Nice! Glad it is fast even when compiling large projects. The only time this doesn’t work as well is when there is a runtime error you’re trying to debug or if there is something visual. So when I’m doing front end work it can be a bit painful. Still trying to figure that out, but I’ve been experimenting with making most of the CSS changes in thee browser and then copy pasting them back to the source code once it looks good

1 Like

it might be worth finding out if this was the framework or the language. I thought macros where slow but recently remember reading a benchmark that says they are faster then I thought.

Cool thing is, if you check out my WSL benchmark thread, compiling on native Linux is far faster than WSL. So my numbers are off if you are on native Linux. I’m on WSL.

Did you say 200k as in 200,000? Good lord LOL. That’s a lot of code!!

Haha!! I’d say not having @[MyAnnotation] abstract def public private annotation method names littered all over my code is far more advanced than having my eyes bleed while trying to read code.

2 Likes

It’s great to hear that the compile times aren’t as bad as I thought, and we can adapt to a slightly different dev/testing workflow.

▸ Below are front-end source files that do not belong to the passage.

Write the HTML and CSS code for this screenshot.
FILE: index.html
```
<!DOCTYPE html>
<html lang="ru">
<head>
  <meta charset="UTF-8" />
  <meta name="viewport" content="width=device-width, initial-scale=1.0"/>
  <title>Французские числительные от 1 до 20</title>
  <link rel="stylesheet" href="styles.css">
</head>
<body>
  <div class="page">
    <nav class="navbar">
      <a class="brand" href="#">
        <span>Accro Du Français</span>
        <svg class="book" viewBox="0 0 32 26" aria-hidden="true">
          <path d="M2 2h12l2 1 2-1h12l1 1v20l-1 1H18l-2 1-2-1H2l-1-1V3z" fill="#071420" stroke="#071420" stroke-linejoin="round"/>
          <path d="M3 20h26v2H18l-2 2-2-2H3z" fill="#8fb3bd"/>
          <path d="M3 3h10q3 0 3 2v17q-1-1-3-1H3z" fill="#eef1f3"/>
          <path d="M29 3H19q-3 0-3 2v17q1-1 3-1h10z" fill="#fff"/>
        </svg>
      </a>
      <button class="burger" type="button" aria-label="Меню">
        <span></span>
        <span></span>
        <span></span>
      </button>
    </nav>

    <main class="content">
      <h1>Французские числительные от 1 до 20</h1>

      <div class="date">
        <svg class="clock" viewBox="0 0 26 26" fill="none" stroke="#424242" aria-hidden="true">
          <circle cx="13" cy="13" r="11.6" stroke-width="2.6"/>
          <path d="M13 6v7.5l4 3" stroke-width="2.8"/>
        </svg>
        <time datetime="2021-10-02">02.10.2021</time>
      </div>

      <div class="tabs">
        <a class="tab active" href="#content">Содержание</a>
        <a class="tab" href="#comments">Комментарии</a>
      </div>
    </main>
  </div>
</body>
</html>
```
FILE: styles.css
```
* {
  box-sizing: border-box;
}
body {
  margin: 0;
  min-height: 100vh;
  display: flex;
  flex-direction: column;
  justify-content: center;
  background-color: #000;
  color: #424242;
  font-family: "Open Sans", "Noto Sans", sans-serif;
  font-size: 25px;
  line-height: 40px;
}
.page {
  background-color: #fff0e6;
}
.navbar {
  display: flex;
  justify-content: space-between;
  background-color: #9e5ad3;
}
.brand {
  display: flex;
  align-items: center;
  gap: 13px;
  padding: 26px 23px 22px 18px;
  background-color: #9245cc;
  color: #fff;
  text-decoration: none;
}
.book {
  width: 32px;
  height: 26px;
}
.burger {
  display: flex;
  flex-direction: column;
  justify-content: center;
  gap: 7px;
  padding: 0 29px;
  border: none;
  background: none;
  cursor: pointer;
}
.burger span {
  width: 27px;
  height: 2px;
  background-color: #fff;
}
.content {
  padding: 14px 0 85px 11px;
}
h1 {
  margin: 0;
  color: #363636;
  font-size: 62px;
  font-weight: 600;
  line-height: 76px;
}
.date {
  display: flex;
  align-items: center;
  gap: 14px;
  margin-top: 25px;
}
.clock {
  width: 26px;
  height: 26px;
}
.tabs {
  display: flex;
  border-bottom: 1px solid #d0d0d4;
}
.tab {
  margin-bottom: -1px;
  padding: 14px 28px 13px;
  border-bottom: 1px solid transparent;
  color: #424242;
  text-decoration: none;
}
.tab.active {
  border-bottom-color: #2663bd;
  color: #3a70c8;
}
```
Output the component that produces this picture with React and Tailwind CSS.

I read through the conversation on this Reddit post about the spectator library, and I would love to use a full-featured spec library like this. (I also really prefer the “expect syntax” over Crystal’s “should syntax”, so that’s the main reason why I have been using spectator for my tests.) I’ve also been looking at the mocks.cr library, and mocking is also on the roadmap for spectator. I’ve learned that these libraries use a lot of macros, so it seems like I currently have to make a choice between powerful abstractions / productivity / developer happiness and much longer compile times. (Especially when working on a complex application with a large test suite.)

If incremental compilation makes it possible to cache a lot of the macro expansions and compilation, then we can “have our cake and eat it too”, and I think the development experience will be even more amazing. So I’m definitely still interested in supporting this, and I hope it’s possible to find a way forward!